A study presented at the just-finished American Society of Human Genetics 2018 Annual Meeting in San Diego reported a way to estimate whether an individual can expect to live longer or shorter than average.

   An international research group studied the effect of genetic variations on lifespan across the human genome, which could improve our understanding of the diseases and cellular pathways involved in aging.

   In the largest ever genome-wide association study of lifespan, the researchers paired genetic data from more than 500,000 participants in the United Kingdom Biobank and other cohorts with data on the lifespan of each participant's parents.

   They didn' t study the effects of one or more selected genes on lifespan, but looked across the whole genome to answer the question in a more open-ended way.

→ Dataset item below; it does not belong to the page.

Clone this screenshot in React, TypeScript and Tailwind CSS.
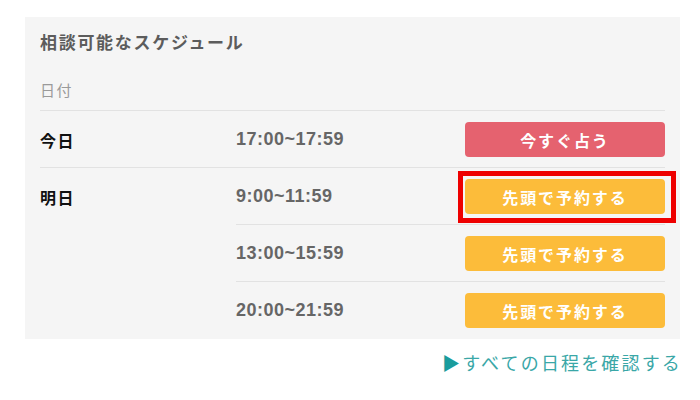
import React from "react";

const jp = { fontFamily: '"Noto Sans CJK JP", "Noto Sans", sans-serif' };
const timeFont = { fontFamily: '"Liberation Sans", "Noto Sans CJK JP", sans-serif' };

function SlotButton({ kind, highlight }: { kind: "now" | "reserve"; highlight?: boolean }) {
  const isNow = kind === "now";
  return (
    <div className="relative">
      {highlight && (
        <div className="absolute -left-[7px] -right-[11px] -top-[8px] -bottom-[9px] border-[5px] border-[#ee0000]" />
      )}
      <div
        className={`relative w-[200px] h-[35px] rounded-[4px] flex items-center justify-center text-white font-bold text-[16px] tracking-[0.12em] ${
          isNow ? "bg-[#e5626f]" : "bg-[#fcbc3a]"
        }`}
        style={jp}
      >
        {isNow ? "今すぐ占う" : "先頭で予約する"}
      </div>
    </div>
  );
}

function Slot({ time, kind, highlight, last }: { time: string; kind: "now" | "reserve"; highlight?: boolean; last?: boolean }) {
  return (
    <div className={`flex items-center justify-between pt-[11px] pb-[10px] ${last ? "" : "border-b border-[#e2e2e2]"}`}>
      <div className="text-[18px] font-bold text-[#666666] tracking-[0.5px]" style={timeFont}>
        {time}
      </div>
      <SlotButton kind={kind} highlight={highlight} />
    </div>
  );
}

export default function App() {
  return (
    <div className="w-[700px] h-[400px] bg-white overflow-hidden" style={jp}>
      <div className="pt-[17px] pl-[25px] w-[680px]">
        <div className="bg-[#f5f5f5] px-[15px] pb-[1px]">
          <div className="pt-[12px] h-[55px]">
            <div className="text-[17px] leading-[26px] font-bold text-[#5c5c5c] tracking-[0.1em]">相談可能なスケジュール</div>
          </div>
          <div className="pt-[6px] pb-[8px] border-b border-[#e2e2e2]">
            <div className="text-[15px] leading-[24px] text-[#9a9a9a] tracking-[0.1em]">日付</div>
          </div>
          <div className="flex border-b border-[#e2e2e2]">
            <div className="w-[196px] pt-[11px] h-[46px] flex items-center text-[16px] font-bold text-[#111] tracking-[0.1em]">今日</div>
            <div className="flex-1">
              <Slot time="17:00~17:59" kind="now" last />
            </div>
          </div>
          <div className="flex">
            <div className="w-[196px] pt-[11px]">
              <div className="h-[35px] flex items-center text-[16px] font-bold text-[#111] tracking-[0.1em]">明日</div>
            </div>
            <div className="flex-1">
              <Slot time="9:00~11:59" kind="reserve" highlight />
              <Slot time="13:00~15:59" kind="reserve" />
              <Slot time="20:00~21:59" kind="reserve" last />
            </div>
          </div>
        </div>
        <div className="flex justify-end pt-[9px]">
          <div className="text-[18px] leading-[28px] text-[#3aa7a7] tracking-[0.12em] mr-[-2px]">
            <span className="text-[#1a9c9c]">▶</span>すべての日程を確認する
          </div>
        </div>
      </div>
    </div>
  );
}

   The paper's first author Paul Timmers from the University of Edinburgh said that because the effect of any given gene is so small, the large sample size was necessary to identify genes relevant to lifespan with enough statistical power.

   They confirmed six previously identified associations between genes and aging, such as the APOE gene, and they also discovered 21 new genomic regions that influence lifespan.

   Using their results to develop a polygenic risk score for lifespan, they developed a single, personalized genomic score that estimates a person's genetic likelihood of a longer life.

   "Using a person's genetic information alone, we can identify the 10 percent of people with the most protective genes, who will live an average of five years longer than the least protected 10 percent," said Timmers.

   Also, they wanted to know whether genetic variants were affecting the aging process directly or affecting risk of individual diseases that could lead to death.

   They found that among common variants, those found in at least one in 200 people that are associated with Alzheimer's disease, heart disease, and smoking-related conditions were linked to overall lifespan.

   However, they did not find lifespan associations for other cancers, suggesting that susceptibility to death caused by other cancers is due to rarer genetic variants or the environment.

   "We suspect that the variants we found, such as for smoking and Alzheimer's disease, pertain uniquely to the modern period of human history," said Timmers.

   "A genetic propensity to smoke wasn't harmful before we discovered tobacco, but it is now. Since natural selection has not yet had many generations to act on these variants, the variants are still fairly common," Timmers explained.